Updated: Jan 4, 2020

The exiles are beaten by the brilliance of one player in a tactical contest

Británicos (0) 1


Real Zalarraza (0) 3

Parque Ebro 10/11/19 20:00

Beattie, Rooney, Ferns, Pernas, Martin, Gilman, Morris, Wells, Shaw, De Vicente, Clapson, Wolfenden

The bitter cold of a late Remembrance Sunday kick off saw the Brits gather to attempt to put their first defeat of the season behind them. They cam up against a well organised outfit in Real Zalarraza. The early exchanges set out a pattern that would be adhered to for most of the encounter. The opposition had a clear plan and operated well together as a unit. They attacked with purpose and were effective in their turnover from defence to attack. The team revolved around the bright talents of their number seven. It took the Brits no time at all to focus their efforts on attempting to shackle his talents, this requirement placed greater strain on the Brit style of play. Man marking one player led to greater space and opportunity for their other players. The Exiles were stretched between their desire to attack and their need to defend. This saw frenetic activity in the Brit final third, pinned to the edge of their own box, getting the ball off the opposition boot on several occasions before shots were unleashed. Beattie performed outstanding saves at least three times in the half, to frustrate the waves of attack. Wells cleared off the line from a Beattie save at a corner, Ferns, Rooney and others all got vital interceptions in, but the ball just kept coming back.

The Brit game was uneasy, a potential degree of panic, passes were going astray, midfield was unable to track effectively with the opposition and the defenders increasingly growing in frustration as they fought to stem the tide. Some long ball passes started to find some luck and despite the run of play. Some expansive play, with defenders making runs into the opposition half managed to show glimmers of hope but, in general, there was a lack of creativity and the Brits showed an inability to stamp control on the game. Martin showed a growing confidence and Pernas combined weel with him, linking forward to Morris but in general the wings were struggling to maintain the pace of the game that demanded constant running from defence to attack.

It was pleasing to go into the break goalless. The Brits by no means overrun, but certainly not showing any ability to take control of the game.

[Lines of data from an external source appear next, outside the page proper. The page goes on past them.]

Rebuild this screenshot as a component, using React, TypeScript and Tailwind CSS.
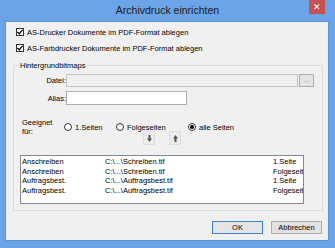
import React from "react"

const rows = [
  { name: "Anschreiben", file: "C:\\...\\Schreiben.tif", page: "1.Seite" },
  { name: "Anschreiben", file: "C:\\...\\Schreiben.tif", page: "Folgeseiten" },
  { name: "Auftragsbest.", file: "C:\\...\\Auftragsbest.tif", page: "1.Seite" },
  { name: "Auftragsbest.", file: "C:\\...\\Auftragsbest.tif", page: "Folgeseiten" },
]

function Check({ label }: { label: string }) {
  return (
    <div className="flex items-center h-[8px] gap-[3px]">
      <div className="w-[8px] h-[8px] bg-white border border-[#333] flex items-center justify-center">
        <svg width="6" height="6" viewBox="0 0 6 6">
          <polyline points="0.5,3 2.2,4.8 5.5,0.8" fill="none" stroke="#000" strokeWidth="1.3" />
        </svg>
      </div>
      <span>{label}</span>
    </div>
  )
}

function Radio({ label, checked, width }: { label: string; checked?: boolean; width: string }) {
  return (
    <div className={`flex items-center gap-[3px] ${width}`}>
      <div className="w-[8px] h-[8px] rounded-full bg-white border border-[#333] flex items-center justify-center">
        {checked && <div className="w-[4px] h-[4px] rounded-full bg-black" />}
      </div>
      <span>{label}</span>
    </div>
  )
}

function ArrowBtn({ up }: { up?: boolean }) {
  return (
    <div className="w-[12px] h-[14px] border border-[#dcdcdc] bg-[#ececec] flex items-center justify-center">
      <svg width="5" height="7" viewBox="0 0 5 7" className={up ? "rotate-180" : ""}>
        <rect x="1.5" y="0" width="2" height="4" fill="#555" />
        <polygon points="0,3.5 5,3.5 2.5,7" fill="#555" />
      </svg>
    </div>
  )
}

export default function App() {
  return (
    <div
      className="w-[335px] h-[248px] bg-[#6ba5e7] flex flex-col text-[7.5px] leading-[9px] text-black"
      style={{ fontFamily: '"Liberation Sans", Arial, sans-serif' }}
    >
      {/* title bar */}
      <div className="h-[21px] grid grid-cols-[1fr_auto_1fr] items-start">
        <div />
        <div className="text-[10.5px] leading-[21px] text-[#1a1a1a]">Archivdruck einrichten</div>
        <div className="flex justify-end pr-[10px]">
          <div className="w-[16px] h-[14px] bg-[#c75050] flex items-center justify-center text-white text-[9px] leading-none">
            ✕
          </div>
        </div>
      </div>

      {/* client */}
      <div className="ml-[5px] mr-[6px] h-[220px] bg-[#f0f0f0] border border-[#5c93d6] flex flex-col">
        <div className="pl-[10px] pt-[6px] flex flex-col gap-[8px]">
          <Check label="AS-Drucker Dokumente im PDF-Format ablegen" />
          <Check label="AS-Farbdrucker Dokumente im PDF-Format ablegen" />
        </div>

        {/* group box */}
        <div className="relative ml-[7px] mt-[13px] w-[310px] h-[146px] border border-[#dcdcdc] flex flex-col">
          <span className="absolute -top-[5px] left-[5px] px-[1px] bg-[#f0f0f0]">Hintergrundbitmaps</span>

          <div className="mt-[8px] flex items-center h-[13px]">
            <span className="w-[52px] text-right">Datei:</span>
            <div className="w-[232px] h-[13px] border border-[#c4c4c4] bg-[#f0f0f0]" />
            <div className="ml-[1px] w-[15px] h-[13px] border border-[#adadad] bg-[#e4e4e4] flex items-center justify-center text-[#555] text-[6px]">
              ...
            </div>
          </div>

          <div className="mt-[4px] flex items-center h-[14px]">
            <span className="w-[52px] text-right">Alias:</span>
            <div className="w-[121px] h-[14px] border border-[#abadb3] bg-white" />
          </div>

          <div className="mt-[13px] flex">
            <div className="ml-[8px] w-[42px] leading-[9px]">
              Geeignet
              <br />
              für:
            </div>
            <div className="flex flex-col">
              <div className="mt-[5px] flex items-center h-[8px]">
                <Radio label="1.Seiten" width="w-[52px]" />
                <Radio label="Folgeseiten" width="w-[72px]" />
                <Radio label="alle Seiten" checked width="w-[60px]" />
              </div>
              <div className="ml-[79px] flex gap-[14px]">
                <ArrowBtn />
                <ArrowBtn up />
              </div>
            </div>
          </div>

          <div className="ml-[6px] mt-[10px] w-[284px] h-[49px] border border-[#828790] bg-white pt-[1px] overflow-hidden">
            {rows.map((r, i) => (
              <div key={i} className="flex h-[9.5px] items-center">
                <span className="pl-[1px] w-[84px]">{r.name}</span>
                <span className="w-[168px]">{r.file}</span>
                <span className="w-[30px] whitespace-nowrap overflow-hidden">{r.page}</span>
              </div>
            ))}
          </div>
        </div>

        <div className="mt-[10px] flex justify-end gap-[8px] pr-[6px]">
          <div className="w-[51px] h-[13px] border border-[#3c7fd6] bg-[#e5e5e5] flex items-center justify-center">OK</div>
          <div className="w-[51px] h-[13px] border border-[#adadad] bg-[#e1e1e1] flex items-center justify-center">Abbrechen</div>
        </div>
      </div>
    </div>
  )
}
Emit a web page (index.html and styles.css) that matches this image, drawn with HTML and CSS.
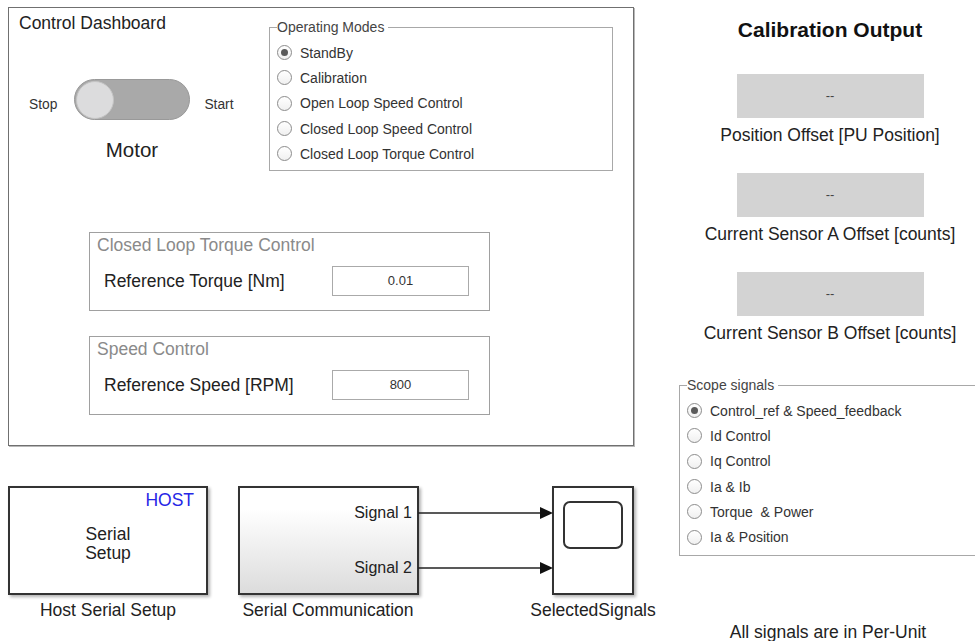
FILE: index.html
```html
<!DOCTYPE html>
<html>
<head>
  <title>Motor Control Model</title>
  <link rel="stylesheet" href="styles.css">
</head>
<body>
  <div class="canvas">

    <!-- dashboard panel -->
    <div class="dashboard">
      <div class="dash-head">
        <div class="motor-col">
          <h2 class="dash-title">Control Dashboard</h2>
          <div class="switch-row">
            <span class="switch-text">Stop</span>
            <div class="switch"><div class="knob"></div></div>
            <span class="switch-text">Start</span>
          </div>
          <div class="motor-label">Motor</div>
        </div>

        <fieldset class="radio-group modes">
          <legend>Operating Modes</legend>
          <div class="radio-item"><span class="radio checked"></span>StandBy</div>
          <div class="radio-item"><span class="radio"></span>Calibration</div>
          <div class="radio-item"><span class="radio"></span>Open Loop Speed Control</div>
          <div class="radio-item"><span class="radio"></span>Closed Loop Speed Control</div>
          <div class="radio-item"><span class="radio"></span>Closed Loop Torque Control</div>
        </fieldset>
      </div>

      <div class="group-box torque">
        <div class="group-title">Closed Loop Torque Control</div>
        <div class="field-row">
          <span class="field-label">Reference Torque [Nm]</span>
          <div class="field-input">0.01</div>
        </div>
      </div>

      <div class="group-box speed">
        <div class="group-title">Speed Control</div>
        <div class="field-row">
          <span class="field-label">Reference Speed [RPM]</span>
          <div class="field-input">800</div>
        </div>
      </div>
    </div>

    <!-- calibration displays -->
    <div class="calibration">
      <h2 class="cal-title">Calibration Output</h2>
      <div class="cal-box first">--</div>
      <div class="cal-label">Position Offset [PU Position]</div>
      <div class="cal-box">--</div>
      <div class="cal-label">Current Sensor A Offset [counts]</div>
      <div class="cal-box">--</div>
      <div class="cal-label">Current Sensor B Offset [counts]</div>
    </div>

    <fieldset class="radio-group scope-signals">
      <legend>Scope signals</legend>
      <div class="radio-item"><span class="radio checked"></span>Control_ref &amp; Speed_feedback</div>
      <div class="radio-item"><span class="radio"></span>Id Control</div>
      <div class="radio-item"><span class="radio"></span>Iq Control</div>
      <div class="radio-item"><span class="radio"></span>Ia &amp; Ib</div>
      <div class="radio-item"><span class="radio"></span>Torque &nbsp;&amp; Power</div>
      <div class="radio-item"><span class="radio"></span>Ia &amp; Position</div>
    </fieldset>

    <div class="note">All signals are in Per-Unit</div>

    <!-- model blocks -->
    <div class="block host-block">
      <span class="host-tag">HOST</span>
      <div class="block-text">
        <div>Serial</div>
        <div>Setup</div>
      </div>
    </div>
    <div class="block-name host-name">Host Serial Setup</div>

    <div class="block comm-block">
      <span class="port port-1">Signal 1</span>
      <span class="port port-2">Signal 2</span>
    </div>
    <div class="block-name comm-name">Serial Communication</div>

    <div class="block scope-block">
      <div class="scope-screen"></div>
    </div>
    <div class="block-name scope-name">SelectedSignals</div>

    <svg class="wires" width="140" height="80" viewBox="0 0 140 80">
      <line x1="0" y1="16" x2="124" y2="16" stroke="#222" stroke-width="1.3"/>
      <polygon points="122,10 135,16 122,22" fill="#111"/>
      <line x1="0" y1="71" x2="124" y2="71" stroke="#222" stroke-width="1.3"/>
      <polygon points="122,65 135,71 122,77" fill="#111"/>
    </svg>
  </div>
</body>
</html>
```

FILE: styles.css
```css
body {
  margin: 0;
  padding: 0;
  background: #fff;
  font-family: "Liberation Sans", Arial, sans-serif;
  color: #222;
}

.canvas {
  position: relative;
  width: 975px;
  height: 641px;
  overflow: hidden;
}

/* dashboard panel */

.dashboard {
  position: absolute;
  left: 8px;
  top: 7px;
  width: 624px;
  height: 437px;
  border: 1px solid #707070;
  box-shadow: 1px 1px 0 #b8b8b8;
}

.dash-head {
  display: flex;
  height: 162px;
}

.motor-col {
  width: 260px;
}

.dash-title {
  margin: 0;
  padding: 5px 0 0 10px;
  font-size: 17.5px;
  font-weight: normal;
  line-height: 20px;
}

.switch-row {
  display: flex;
  align-items: center;
  margin-top: 46px;
  padding-left: 20px;
}

.switch-text {
  font-size: 13.8px;
  color: #333;
  padding-top: 9px;
}

.switch {
  width: 114px;
  height: 39px;
  margin: 0 14px 0 17px;
  border: 1px solid #999;
  border-radius: 21px;
  background: #a9a9a9;
  display: flex;
  align-items: center;
}

.knob {
  width: 38px;
  height: 38px;
  border-radius: 50%;
  background: #dcdcdd;
  border: 1px solid #c4c4c4;
  box-sizing: border-box;
  margin-left: 1px;
}

.motor-label {
  width: 116px;
  margin: 18px 0 0 65px;
  text-align: center;
  font-size: 20.5px;
  line-height: 24px;
}

.radio-group {
  margin: 0;
  padding: 2px 0 0 7px;
  border: 1px solid #a8a8a8;
}

.radio-group legend {
  padding: 0 4px 0 0;
  margin-left: 0;
  font-size: 14px;
  line-height: 16px;
  color: #444;
}

.modes {
  margin-top: 11px;
  width: 344px;
  height: 152px;
  box-sizing: border-box;
  padding-top: 5px;
}

.radio-item {
  display: flex;
  align-items: center;
  height: 25.3px;
  font-size: 14px;
  color: #333;
}

.radio {
  width: 15px;
  height: 15px;
  box-sizing: border-box;
  border: 1px solid #8c8c8c;
  border-radius: 50%;
  background: linear-gradient(#fff, #f0f0f0);
  margin-right: 8px;
  display: flex;
  align-items: center;
  justify-content: center;
}

.radio.checked::after {
  content: "";
  width: 7px;
  height: 7px;
  border-radius: 50%;
  background: #5a5a5a;
}

.group-box {
  margin-left: 80px;
  width: 401px;
  height: 79px;
  box-sizing: border-box;
  border: 1px solid #a0a0a0;
  padding: 2px 0 0 7px;
}

.torque {
  margin-top: 62px;
}

.speed {
  margin-top: 25px;
}

.group-title {
  font-size: 17.5px;
  line-height: 20px;
  color: #8a8a8a;
}

.field-row {
  display: flex;
  align-items: center;
  margin-top: 11px;
  padding-left: 7px;
}

.field-label {
  width: 228px;
  font-size: 17.5px;
  color: #222;
}

.field-input {
  width: 137px;
  height: 30px;
  box-sizing: border-box;
  border: 1px solid #aaa;
  background: #fff;
  font-size: 13px;
  line-height: 28px;
  text-align: center;
  color: #333;
}

/* calibration displays */

.calibration {
  position: absolute;
  left: 680px;
  top: 0;
  width: 300px;
  display: flex;
  flex-direction: column;
  align-items: center;
}

.cal-title {
  margin: 18px 0 0 0;
  font-size: 21px;
  line-height: 23px;
  font-weight: bold;
  color: #111;
}

.cal-box {
  width: 187px;
  height: 44px;
  margin-top: 28px;
  background: #d3d3d3;
  font-size: 13px;
  line-height: 44px;
  text-align: center;
  color: #444;
}

.cal-box.first {
  margin-top: 33px;
}

.cal-label {
  margin-top: 7px;
  font-size: 17.5px;
  line-height: 20px;
  color: #222;
}

.scope-signals {
  position: absolute;
  left: 679px;
  top: 377px;
  width: 320px;
  height: 179px;
  box-sizing: border-box;
  padding-top: 5px;
}

.note {
  position: absolute;
  left: 728px;
  top: 622px;
  width: 200px;
  text-align: center;
  font-size: 17.5px;
  line-height: 20px;
  color: #222;
  white-space: nowrap;
}

/* model blocks */

.block {
  position: absolute;
  top: 486px;
  height: 109px;
  box-sizing: border-box;
  border: 2px solid #333;
  background: #fff;
  box-shadow: 2px 2px 3px rgba(0, 0, 0, 0.3);
}

.host-block {
  left: 8px;
  width: 200px;
  display: flex;
  align-items: center;
  justify-content: center;
}

.host-tag {
  position: absolute;
  right: 12px;
  top: 2px;
  font-size: 17.5px;
  line-height: 20px;
  color: #2626e6;
}

.block-text {
  font-size: 17.5px;
  line-height: 19px;
  text-align: center;
  padding-top: 6px;
  color: #222;
}

.comm-block {
  left: 238px;
  width: 181px;
  background: linear-gradient(#fff 20%, #dcdcdc);
}

.port {
  position: absolute;
  right: 5px;
  font-size: 16px;
  line-height: 18px;
  color: #222;
}

.port-1 {
  top: 16px;
}

.port-2 {
  top: 71px;
}

.scope-block {
  left: 552px;
  width: 82px;
  padding: 13px 0 0 9px;
}

.scope-screen {
  width: 60px;
  height: 48px;
  box-sizing: border-box;
  border: 2px solid #333;
  border-radius: 7px;
}

.block-name {
  position: absolute;
  top: 600px;
  font-size: 17.5px;
  line-height: 20px;
  text-align: center;
  color: #222;
  white-space: nowrap;
}

.host-name {
  left: 8px;
  width: 200px;
}

.comm-name {
  left: 228px;
  width: 200px;
}

.scope-name {
  left: 493px;
  width: 200px;
}

.wires {
  position: absolute;
  left: 418px;
  top: 497px;
}
```
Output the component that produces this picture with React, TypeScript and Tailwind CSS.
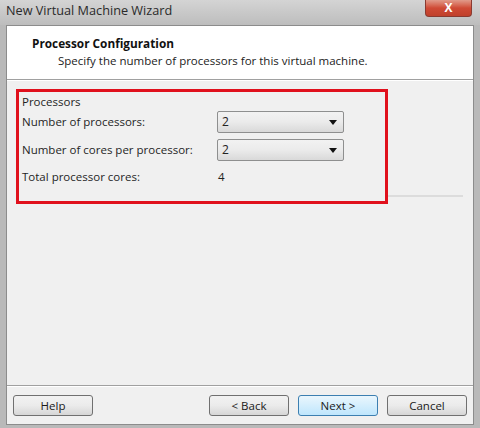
const font = { fontFamily: '"Open Sans", "Liberation Sans", sans-serif' };

function Select({ value }: { value: string }) {
  return (
    <div className="flex h-[22px] w-[127px] items-center justify-between rounded-[2px] border border-[#8e8f8f] bg-gradient-to-b from-[#f2f2f2] via-[#ebebeb] to-[#d9d9d9] pl-[4px] pr-[6px] text-[12px] text-[#222]">
      <span>{value}</span>
      <svg width="8" height="5" viewBox="0 0 8 5">
        <path d="M0 0 H8 L4 5 Z" fill="#111" />
      </svg>
    </div>
  );
}

function Btn({ label, active }: { label: string; active?: boolean }) {
  return (
    <div
      className={
        "flex h-[21px] w-[80px] items-center justify-center rounded-[3px] border text-[11.5px] text-[#1a1a1a] " +
        (active
          ? "border-[#3c7fb1] bg-gradient-to-b from-[#eaf6fd] to-[#bee6fd]"
          : "border-[#707070] bg-gradient-to-b from-[#f2f2f2] via-[#ebebeb] to-[#d6d6d6]")
      }
    >
      {label}
    </div>
  );
}

export default function App() {
  return (
    <div className="flex h-[428px] w-[480px] flex-col bg-[#b9b9b9]" style={font}>
      {/* title bar */}
      <div className="flex h-[25px] shrink-0 items-start justify-between bg-gradient-to-b from-[#d4d4d4] to-[#bdbdbd] pl-[6px] pr-[8px]">
        <span className="mt-[1px] text-[12.7px] text-[#2a2a2a]">New Virtual Machine Wizard</span>
        <div className="flex h-[17px] w-[47px] items-center justify-center rounded-b-[4px] border border-t-0 border-[#8a3a30] bg-gradient-to-b from-[#e09a8a] via-[#cf4a35] to-[#c0412c]">
          <span className="text-[12px] font-bold leading-none text-white">X</span>
        </div>
      </div>

      {/* window body */}
      <div className="flex flex-1 flex-col px-[6px] pb-[3px]">
        <div className="flex flex-1 flex-col border border-[#8c8c8c] bg-[#f0f0f0]">
          {/* header */}
          <div className="flex h-[54px] flex-col border-b border-[#a0a0a0] bg-white pl-[25px] pt-[9px]">
            <span className="text-[11.8px] font-bold leading-[16px] text-[#111]">Processor Configuration</span>
            <span className="pl-[26px] pt-[2px] text-[11.5px] leading-[16px] text-[#222]">
              Specify the number of processors for this virtual machine.
            </span>
          </div>
          <div className="h-px bg-white" />

          {/* content */}
          <div className="flex flex-1 flex-col pl-[9px] pr-[10px] pt-[8px]">
            <div className="flex items-end">
              <div className="flex h-[115px] w-[372px] flex-col border-[3px] border-[#e0101c] pl-[3px] pt-[2px] text-[11.5px] text-[#1f1f1f]">
                <span className="leading-[16px]">Processors</span>
                <div className="mt-[1px] flex items-center">
                  <span className="w-[195px]">Number of processors:</span>
                  <Select value="2" />
                </div>
                <div className="mt-[6px] flex items-center">
                  <span className="w-[195px]">Number of cores per processor:</span>
                  <Select value="2" />
                </div>
                <div className="mt-[7px] flex items-center">
                  <span className="w-[196px]">Total processor cores:</span>
                  <span>4</span>
                </div>
              </div>
              <div className="mb-[7px] h-[2px] flex-1 bg-[#dcdcdc]" />
            </div>
            <div className="flex-1" />
          </div>

          {/* footer */}
          <div className="border-t border-[#a0a0a0]">
            <div className="h-px bg-white" />
            <div className="flex h-[37px] items-center pl-[6px] pr-[6px]">
              <Btn label="Help" />
              <div className="flex-1" />
              <div className="flex gap-[9px]">
                <Btn label="< Back" />
                <Btn label="Next >" active />
                <Btn label="Cancel" />
              </div>
            </div>
          </div>
        </div>
      </div>
    </div>
  );
}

The deadlock was broken by the opposition star player early in the second half. Managing to resist the attention of both Rooney and Wells to dribble into the box and place past Beattie. Both defenders had intercepted the ball on his surging run, but he had managed to claim possession back on both occasions. It was by no means the signal for a defeat and the Brits started to assert more of their character on the game, drawing some saves from the opposition keeper and winning a series of corners. Tenacity from debutant Wolfenden and Gilman around the box with the running of De Vicente, Martin and another debut Clapson started to show promise, only for a second goal to take the wind from the Brit sails. Once again, the same player, overcame the dogged shadowing of the exile defenders to convert. Beattie was on hand to perform some further outstanding saves as the Brits wavered, but a third, this time, a truly outstanding solo effort from distance that found the far corner had the game won.

A Brit consolation did come after a powerful passing move saw De Vicente unleash Pernas to cross to Morris to convert, but it was too little too late. It was not a bad performance, but it was one that lacked authority and creativity.